Data shown
•••••
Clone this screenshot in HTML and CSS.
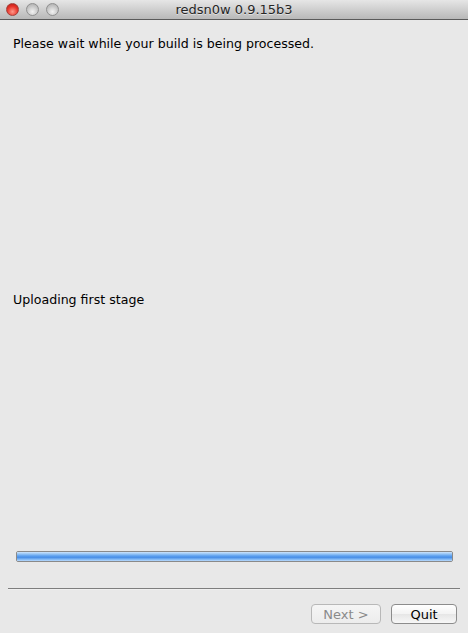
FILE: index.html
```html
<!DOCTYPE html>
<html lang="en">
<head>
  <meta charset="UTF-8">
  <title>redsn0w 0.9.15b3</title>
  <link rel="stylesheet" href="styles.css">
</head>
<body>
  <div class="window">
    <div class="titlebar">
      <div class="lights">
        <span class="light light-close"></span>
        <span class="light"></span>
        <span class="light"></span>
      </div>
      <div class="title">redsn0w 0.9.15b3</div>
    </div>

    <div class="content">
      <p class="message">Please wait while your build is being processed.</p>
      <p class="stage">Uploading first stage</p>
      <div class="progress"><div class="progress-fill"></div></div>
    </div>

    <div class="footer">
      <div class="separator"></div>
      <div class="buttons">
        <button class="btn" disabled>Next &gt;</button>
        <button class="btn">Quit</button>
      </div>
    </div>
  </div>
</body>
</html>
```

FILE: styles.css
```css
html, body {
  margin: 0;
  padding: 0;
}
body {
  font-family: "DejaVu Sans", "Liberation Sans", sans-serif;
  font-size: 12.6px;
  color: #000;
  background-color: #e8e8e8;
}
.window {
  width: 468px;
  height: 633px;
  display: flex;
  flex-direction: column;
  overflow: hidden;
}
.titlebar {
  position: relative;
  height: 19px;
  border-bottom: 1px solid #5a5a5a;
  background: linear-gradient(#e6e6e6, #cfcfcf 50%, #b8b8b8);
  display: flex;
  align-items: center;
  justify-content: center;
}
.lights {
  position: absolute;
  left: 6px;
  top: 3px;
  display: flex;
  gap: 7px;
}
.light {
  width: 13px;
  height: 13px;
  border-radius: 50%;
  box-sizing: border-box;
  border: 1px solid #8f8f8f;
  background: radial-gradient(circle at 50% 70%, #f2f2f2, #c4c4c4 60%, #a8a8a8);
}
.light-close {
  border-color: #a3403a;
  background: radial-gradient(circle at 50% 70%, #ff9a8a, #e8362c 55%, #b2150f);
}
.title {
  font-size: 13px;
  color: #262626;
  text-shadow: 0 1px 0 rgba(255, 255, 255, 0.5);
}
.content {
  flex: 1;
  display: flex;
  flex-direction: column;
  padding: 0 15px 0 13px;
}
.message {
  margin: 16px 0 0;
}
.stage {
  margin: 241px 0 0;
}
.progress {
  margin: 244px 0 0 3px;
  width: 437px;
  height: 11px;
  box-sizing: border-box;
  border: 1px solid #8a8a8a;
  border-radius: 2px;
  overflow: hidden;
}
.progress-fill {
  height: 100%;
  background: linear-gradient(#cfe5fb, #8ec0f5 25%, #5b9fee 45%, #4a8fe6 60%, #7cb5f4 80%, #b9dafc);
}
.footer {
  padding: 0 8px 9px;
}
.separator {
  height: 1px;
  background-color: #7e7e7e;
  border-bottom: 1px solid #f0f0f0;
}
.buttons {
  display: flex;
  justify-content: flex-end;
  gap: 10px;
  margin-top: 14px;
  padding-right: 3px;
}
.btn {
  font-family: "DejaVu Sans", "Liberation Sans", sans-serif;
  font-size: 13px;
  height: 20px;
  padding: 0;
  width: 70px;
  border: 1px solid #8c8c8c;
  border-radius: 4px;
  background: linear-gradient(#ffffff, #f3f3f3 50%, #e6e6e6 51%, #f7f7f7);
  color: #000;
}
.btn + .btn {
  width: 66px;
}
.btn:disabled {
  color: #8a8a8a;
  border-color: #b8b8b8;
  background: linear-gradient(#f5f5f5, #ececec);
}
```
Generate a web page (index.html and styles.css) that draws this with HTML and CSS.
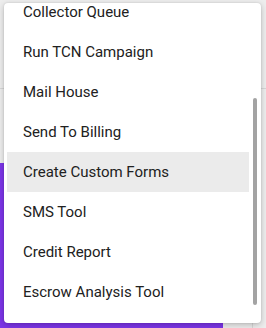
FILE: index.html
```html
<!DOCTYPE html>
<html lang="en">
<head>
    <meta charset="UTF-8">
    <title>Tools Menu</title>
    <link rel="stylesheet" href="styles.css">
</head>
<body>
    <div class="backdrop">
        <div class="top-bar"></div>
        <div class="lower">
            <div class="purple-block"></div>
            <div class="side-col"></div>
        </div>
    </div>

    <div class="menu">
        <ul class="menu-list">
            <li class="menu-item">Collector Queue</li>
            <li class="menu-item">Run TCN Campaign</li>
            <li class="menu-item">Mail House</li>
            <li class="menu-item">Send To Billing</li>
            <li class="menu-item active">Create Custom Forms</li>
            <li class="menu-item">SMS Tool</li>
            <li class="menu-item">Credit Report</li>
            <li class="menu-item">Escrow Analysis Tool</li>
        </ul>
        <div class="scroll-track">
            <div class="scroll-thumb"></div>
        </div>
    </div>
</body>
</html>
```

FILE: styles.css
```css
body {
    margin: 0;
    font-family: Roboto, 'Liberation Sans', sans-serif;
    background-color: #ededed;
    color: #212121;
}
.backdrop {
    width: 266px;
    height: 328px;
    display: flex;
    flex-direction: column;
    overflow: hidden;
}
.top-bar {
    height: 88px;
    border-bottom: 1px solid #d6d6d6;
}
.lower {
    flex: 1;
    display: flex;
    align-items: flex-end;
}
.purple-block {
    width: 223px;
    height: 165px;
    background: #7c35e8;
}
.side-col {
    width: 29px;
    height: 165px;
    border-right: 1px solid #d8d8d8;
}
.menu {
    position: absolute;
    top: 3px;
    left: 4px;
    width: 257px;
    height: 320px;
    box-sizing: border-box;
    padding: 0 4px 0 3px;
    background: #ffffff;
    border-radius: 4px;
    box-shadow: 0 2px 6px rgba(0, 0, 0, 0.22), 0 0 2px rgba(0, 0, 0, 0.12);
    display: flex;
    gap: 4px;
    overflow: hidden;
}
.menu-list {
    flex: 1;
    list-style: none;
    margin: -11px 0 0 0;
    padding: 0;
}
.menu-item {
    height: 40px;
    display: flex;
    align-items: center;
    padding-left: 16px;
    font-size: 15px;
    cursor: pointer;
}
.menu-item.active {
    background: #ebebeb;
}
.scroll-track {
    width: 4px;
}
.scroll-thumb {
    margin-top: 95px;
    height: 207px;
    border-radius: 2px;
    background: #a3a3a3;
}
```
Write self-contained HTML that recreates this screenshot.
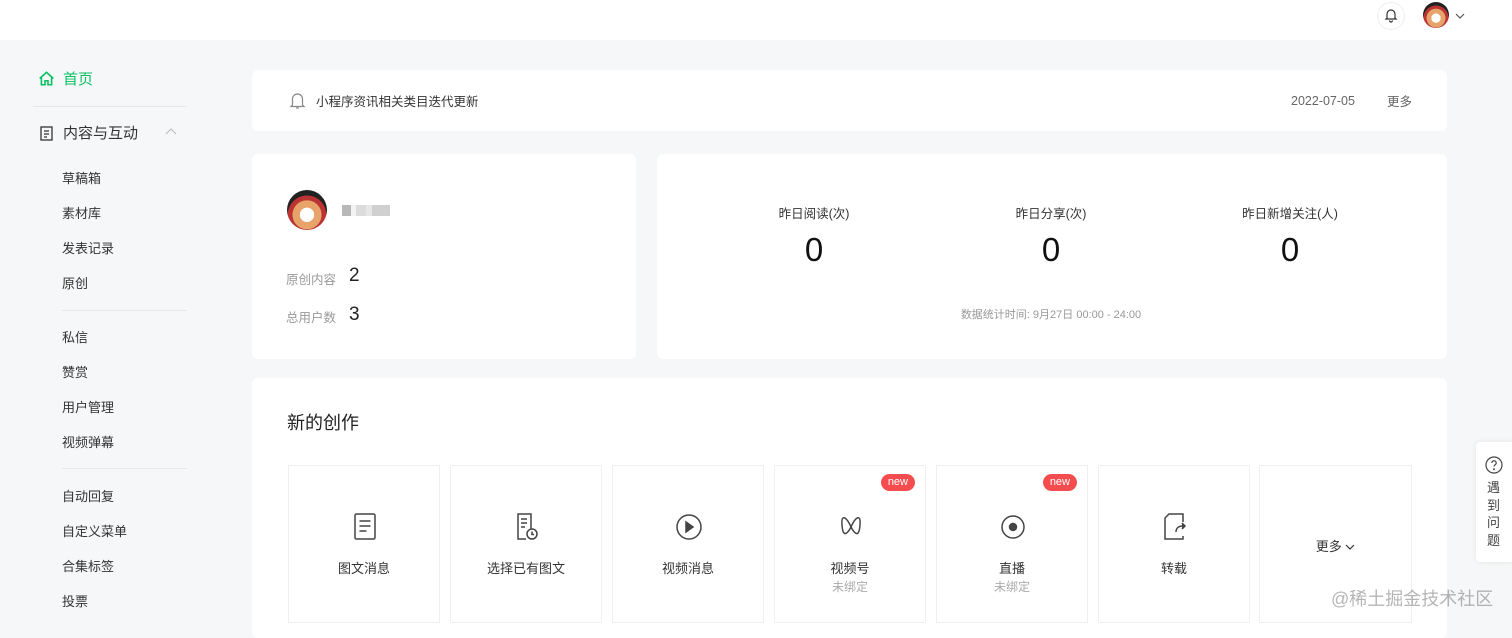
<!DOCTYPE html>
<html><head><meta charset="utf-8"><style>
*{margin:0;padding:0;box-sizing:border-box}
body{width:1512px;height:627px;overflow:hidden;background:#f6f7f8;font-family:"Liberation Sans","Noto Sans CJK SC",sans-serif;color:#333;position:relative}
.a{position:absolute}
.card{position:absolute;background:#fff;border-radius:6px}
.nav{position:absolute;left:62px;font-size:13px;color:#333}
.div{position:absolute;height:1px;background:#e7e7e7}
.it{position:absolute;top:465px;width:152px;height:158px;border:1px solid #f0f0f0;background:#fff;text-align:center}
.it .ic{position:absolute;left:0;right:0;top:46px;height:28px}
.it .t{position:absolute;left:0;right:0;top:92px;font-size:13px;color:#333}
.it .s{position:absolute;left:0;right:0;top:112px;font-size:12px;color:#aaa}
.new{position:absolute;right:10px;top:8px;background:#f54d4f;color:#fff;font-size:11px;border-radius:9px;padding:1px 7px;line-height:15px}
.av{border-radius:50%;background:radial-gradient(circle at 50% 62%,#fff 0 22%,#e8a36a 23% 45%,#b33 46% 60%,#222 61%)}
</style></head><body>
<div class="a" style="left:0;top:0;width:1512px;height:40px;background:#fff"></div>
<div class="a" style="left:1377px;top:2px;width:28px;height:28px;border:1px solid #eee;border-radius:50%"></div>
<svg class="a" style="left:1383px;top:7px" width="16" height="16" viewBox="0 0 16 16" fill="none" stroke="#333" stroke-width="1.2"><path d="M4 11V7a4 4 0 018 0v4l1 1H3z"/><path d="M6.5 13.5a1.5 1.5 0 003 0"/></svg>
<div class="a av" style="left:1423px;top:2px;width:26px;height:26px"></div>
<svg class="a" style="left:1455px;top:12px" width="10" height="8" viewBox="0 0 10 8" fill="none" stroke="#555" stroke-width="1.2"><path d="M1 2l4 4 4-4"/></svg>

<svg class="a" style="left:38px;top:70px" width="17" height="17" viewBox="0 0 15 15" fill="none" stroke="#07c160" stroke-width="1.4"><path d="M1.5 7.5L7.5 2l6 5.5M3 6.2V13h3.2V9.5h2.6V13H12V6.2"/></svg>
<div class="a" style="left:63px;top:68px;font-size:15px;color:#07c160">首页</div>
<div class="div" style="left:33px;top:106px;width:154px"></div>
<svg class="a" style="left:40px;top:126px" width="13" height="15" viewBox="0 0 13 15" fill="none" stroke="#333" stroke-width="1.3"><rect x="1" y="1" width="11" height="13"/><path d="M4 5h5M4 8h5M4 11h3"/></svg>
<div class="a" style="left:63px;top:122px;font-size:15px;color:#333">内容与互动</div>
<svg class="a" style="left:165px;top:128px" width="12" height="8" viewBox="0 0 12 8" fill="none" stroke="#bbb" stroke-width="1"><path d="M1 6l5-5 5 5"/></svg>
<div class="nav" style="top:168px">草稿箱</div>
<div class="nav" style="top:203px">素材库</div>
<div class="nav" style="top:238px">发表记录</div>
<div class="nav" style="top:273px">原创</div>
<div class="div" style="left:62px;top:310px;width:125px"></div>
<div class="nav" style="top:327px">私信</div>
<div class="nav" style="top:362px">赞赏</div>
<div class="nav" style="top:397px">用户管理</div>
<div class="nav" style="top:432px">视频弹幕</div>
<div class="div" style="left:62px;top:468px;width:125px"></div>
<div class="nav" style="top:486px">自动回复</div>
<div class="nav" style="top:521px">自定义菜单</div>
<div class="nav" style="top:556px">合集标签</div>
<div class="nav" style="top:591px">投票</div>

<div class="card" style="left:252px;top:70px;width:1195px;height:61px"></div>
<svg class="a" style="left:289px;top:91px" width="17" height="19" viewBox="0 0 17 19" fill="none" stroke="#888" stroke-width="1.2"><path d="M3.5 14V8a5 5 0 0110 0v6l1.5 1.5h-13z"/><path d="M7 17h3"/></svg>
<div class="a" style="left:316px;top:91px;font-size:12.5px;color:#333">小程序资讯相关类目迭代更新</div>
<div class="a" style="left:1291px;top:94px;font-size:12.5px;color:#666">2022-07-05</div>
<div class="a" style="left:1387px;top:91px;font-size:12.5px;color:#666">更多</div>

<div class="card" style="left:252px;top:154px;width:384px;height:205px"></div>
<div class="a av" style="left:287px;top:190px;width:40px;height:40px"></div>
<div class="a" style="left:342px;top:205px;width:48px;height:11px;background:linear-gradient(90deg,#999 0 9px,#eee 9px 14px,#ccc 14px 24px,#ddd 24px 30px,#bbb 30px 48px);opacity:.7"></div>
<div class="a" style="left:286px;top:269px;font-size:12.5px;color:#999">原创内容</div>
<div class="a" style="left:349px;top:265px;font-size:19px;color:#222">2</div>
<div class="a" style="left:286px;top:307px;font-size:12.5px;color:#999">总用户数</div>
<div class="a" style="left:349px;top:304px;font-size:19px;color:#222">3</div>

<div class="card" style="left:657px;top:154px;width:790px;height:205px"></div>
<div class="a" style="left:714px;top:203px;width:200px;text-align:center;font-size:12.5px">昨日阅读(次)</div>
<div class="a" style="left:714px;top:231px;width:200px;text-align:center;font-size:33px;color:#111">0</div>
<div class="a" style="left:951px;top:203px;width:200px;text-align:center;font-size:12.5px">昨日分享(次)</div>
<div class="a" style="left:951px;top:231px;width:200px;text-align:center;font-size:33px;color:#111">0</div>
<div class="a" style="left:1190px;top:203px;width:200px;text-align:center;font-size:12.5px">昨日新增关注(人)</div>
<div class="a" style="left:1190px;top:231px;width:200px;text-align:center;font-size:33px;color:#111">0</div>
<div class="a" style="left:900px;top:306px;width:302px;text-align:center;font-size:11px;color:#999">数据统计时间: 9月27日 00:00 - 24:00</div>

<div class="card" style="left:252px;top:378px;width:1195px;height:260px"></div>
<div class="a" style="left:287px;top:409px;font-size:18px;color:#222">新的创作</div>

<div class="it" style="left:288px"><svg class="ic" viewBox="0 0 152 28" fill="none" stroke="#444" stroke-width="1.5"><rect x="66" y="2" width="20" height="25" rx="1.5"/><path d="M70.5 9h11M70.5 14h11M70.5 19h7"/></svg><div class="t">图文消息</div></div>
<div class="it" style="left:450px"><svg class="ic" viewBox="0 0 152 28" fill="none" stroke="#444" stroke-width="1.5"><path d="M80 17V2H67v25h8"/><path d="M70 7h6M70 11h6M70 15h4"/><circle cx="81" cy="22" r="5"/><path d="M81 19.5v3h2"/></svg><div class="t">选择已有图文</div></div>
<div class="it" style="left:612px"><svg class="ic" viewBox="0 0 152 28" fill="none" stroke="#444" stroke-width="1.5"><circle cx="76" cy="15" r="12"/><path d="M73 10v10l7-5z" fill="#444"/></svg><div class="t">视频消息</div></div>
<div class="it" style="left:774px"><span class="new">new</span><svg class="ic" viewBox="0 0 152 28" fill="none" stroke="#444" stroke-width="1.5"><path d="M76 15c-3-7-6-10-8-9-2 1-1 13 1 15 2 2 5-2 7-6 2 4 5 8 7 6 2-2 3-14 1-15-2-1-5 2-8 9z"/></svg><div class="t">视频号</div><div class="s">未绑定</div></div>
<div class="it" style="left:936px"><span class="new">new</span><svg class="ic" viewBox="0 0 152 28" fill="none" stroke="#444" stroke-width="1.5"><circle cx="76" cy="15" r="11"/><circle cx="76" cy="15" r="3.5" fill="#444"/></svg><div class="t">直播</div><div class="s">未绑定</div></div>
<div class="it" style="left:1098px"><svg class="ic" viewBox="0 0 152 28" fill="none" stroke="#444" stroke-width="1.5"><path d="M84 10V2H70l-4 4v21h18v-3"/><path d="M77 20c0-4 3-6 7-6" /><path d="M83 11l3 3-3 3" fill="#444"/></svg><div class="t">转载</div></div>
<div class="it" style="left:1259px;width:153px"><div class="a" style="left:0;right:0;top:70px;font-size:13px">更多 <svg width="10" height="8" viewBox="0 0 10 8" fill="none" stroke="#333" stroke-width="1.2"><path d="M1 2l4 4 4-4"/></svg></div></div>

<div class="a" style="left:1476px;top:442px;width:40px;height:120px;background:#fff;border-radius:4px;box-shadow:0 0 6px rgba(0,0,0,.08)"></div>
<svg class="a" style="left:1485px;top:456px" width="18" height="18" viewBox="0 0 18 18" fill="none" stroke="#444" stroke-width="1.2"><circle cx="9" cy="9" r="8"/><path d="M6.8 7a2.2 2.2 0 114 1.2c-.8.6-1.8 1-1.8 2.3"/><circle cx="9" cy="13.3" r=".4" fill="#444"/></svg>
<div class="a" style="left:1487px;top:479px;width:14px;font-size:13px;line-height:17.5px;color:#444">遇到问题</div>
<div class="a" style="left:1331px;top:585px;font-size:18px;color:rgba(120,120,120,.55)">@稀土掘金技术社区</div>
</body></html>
•••••
Problem statement
Pick out all the lines with the word "that" in them and copy them.

Result of the exercise
Generate a web page (index.html and styles.css) that draws this with HTML and CSS.
Write self-contained HTML that recreates this screenshot.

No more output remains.